**YOUR INSTRUCTIONS:**
Quote exactly, and only, the lines of the material below from the line with "Recreate this image" through the line with "import React from 'react';".
═════ SUPPLIED RECORDS
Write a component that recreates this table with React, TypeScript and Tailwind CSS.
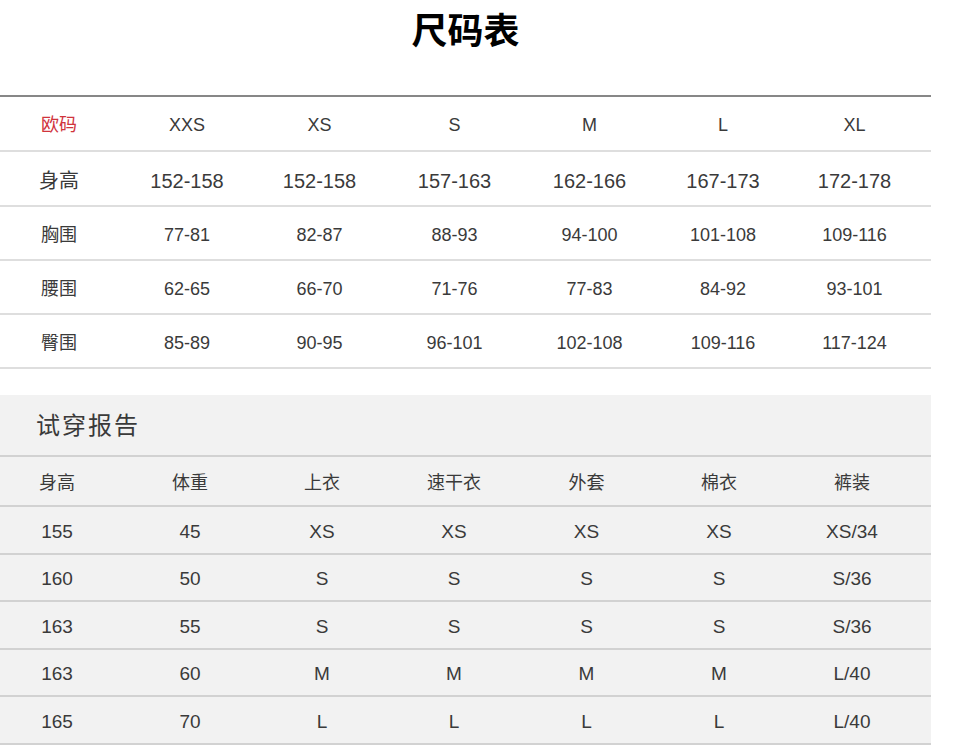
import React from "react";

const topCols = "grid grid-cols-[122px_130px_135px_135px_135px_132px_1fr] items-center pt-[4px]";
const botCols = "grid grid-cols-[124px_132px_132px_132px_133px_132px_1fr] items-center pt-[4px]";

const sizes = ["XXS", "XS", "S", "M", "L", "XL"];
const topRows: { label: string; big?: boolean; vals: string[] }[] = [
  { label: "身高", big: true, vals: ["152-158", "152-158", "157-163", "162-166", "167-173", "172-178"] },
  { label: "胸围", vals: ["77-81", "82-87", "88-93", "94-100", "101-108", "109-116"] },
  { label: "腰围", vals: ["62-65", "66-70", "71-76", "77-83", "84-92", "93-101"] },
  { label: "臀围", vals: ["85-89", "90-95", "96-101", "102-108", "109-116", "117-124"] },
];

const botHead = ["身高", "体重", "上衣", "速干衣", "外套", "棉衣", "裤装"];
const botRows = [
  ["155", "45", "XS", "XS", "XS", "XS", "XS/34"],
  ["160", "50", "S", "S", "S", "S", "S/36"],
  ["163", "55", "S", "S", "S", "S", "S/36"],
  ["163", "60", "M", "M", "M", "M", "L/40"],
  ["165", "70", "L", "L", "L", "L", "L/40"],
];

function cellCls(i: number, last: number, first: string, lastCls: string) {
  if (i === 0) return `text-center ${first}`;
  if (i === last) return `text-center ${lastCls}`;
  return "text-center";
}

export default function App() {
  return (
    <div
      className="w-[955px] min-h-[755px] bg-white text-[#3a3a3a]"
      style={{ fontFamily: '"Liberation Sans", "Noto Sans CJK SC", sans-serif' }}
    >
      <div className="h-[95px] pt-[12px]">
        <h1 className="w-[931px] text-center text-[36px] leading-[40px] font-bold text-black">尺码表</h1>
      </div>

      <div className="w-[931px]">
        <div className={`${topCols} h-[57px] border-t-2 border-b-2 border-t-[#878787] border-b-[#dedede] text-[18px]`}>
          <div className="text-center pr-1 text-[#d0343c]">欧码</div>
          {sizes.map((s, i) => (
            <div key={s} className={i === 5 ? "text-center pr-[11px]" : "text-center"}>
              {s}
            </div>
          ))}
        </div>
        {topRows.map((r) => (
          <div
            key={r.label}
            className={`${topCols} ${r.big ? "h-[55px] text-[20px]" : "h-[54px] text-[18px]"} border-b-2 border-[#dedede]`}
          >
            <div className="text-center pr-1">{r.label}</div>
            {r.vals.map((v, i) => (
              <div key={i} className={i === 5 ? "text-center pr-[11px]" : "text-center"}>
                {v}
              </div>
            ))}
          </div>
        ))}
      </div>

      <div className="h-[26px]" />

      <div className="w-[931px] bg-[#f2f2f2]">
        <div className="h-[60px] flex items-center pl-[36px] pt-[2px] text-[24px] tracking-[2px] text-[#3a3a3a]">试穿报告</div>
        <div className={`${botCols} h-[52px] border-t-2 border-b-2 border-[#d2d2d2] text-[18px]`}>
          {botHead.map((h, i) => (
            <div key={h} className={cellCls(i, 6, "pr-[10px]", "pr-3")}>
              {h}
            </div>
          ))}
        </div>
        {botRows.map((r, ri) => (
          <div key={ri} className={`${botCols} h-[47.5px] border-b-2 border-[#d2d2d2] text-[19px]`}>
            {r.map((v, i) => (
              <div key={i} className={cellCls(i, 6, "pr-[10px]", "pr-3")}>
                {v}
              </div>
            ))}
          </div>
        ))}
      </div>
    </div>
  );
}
══════════
═════ SUPPLIED RECORDS
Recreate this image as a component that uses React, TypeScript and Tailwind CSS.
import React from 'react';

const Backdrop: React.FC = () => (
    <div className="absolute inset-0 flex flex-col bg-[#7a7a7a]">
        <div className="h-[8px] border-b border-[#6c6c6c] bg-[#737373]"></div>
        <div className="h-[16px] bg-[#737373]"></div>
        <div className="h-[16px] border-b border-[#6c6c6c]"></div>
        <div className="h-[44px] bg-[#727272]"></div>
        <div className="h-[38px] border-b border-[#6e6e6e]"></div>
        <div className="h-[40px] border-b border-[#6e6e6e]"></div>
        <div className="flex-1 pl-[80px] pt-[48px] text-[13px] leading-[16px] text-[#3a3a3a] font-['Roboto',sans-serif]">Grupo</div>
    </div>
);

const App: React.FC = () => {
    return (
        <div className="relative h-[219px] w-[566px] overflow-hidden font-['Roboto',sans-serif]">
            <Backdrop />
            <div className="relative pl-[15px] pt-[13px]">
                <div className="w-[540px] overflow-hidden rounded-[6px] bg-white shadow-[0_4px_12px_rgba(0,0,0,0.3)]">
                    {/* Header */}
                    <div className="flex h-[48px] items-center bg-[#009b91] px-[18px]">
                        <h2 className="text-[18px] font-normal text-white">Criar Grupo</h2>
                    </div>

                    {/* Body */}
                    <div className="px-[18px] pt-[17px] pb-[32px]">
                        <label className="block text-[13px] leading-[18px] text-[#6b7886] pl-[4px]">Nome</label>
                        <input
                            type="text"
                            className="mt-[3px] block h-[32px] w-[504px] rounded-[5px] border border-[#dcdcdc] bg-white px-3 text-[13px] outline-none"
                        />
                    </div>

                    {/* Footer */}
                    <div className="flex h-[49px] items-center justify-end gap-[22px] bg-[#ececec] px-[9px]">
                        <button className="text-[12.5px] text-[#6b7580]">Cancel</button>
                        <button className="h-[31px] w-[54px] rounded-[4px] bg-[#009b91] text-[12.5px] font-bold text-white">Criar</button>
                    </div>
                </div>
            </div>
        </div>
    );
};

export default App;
══════════
**SOLUTION TO THIS PROBLEM:**
Recreate this image as a component that uses React, TypeScript and Tailwind CSS.
import React from 'react';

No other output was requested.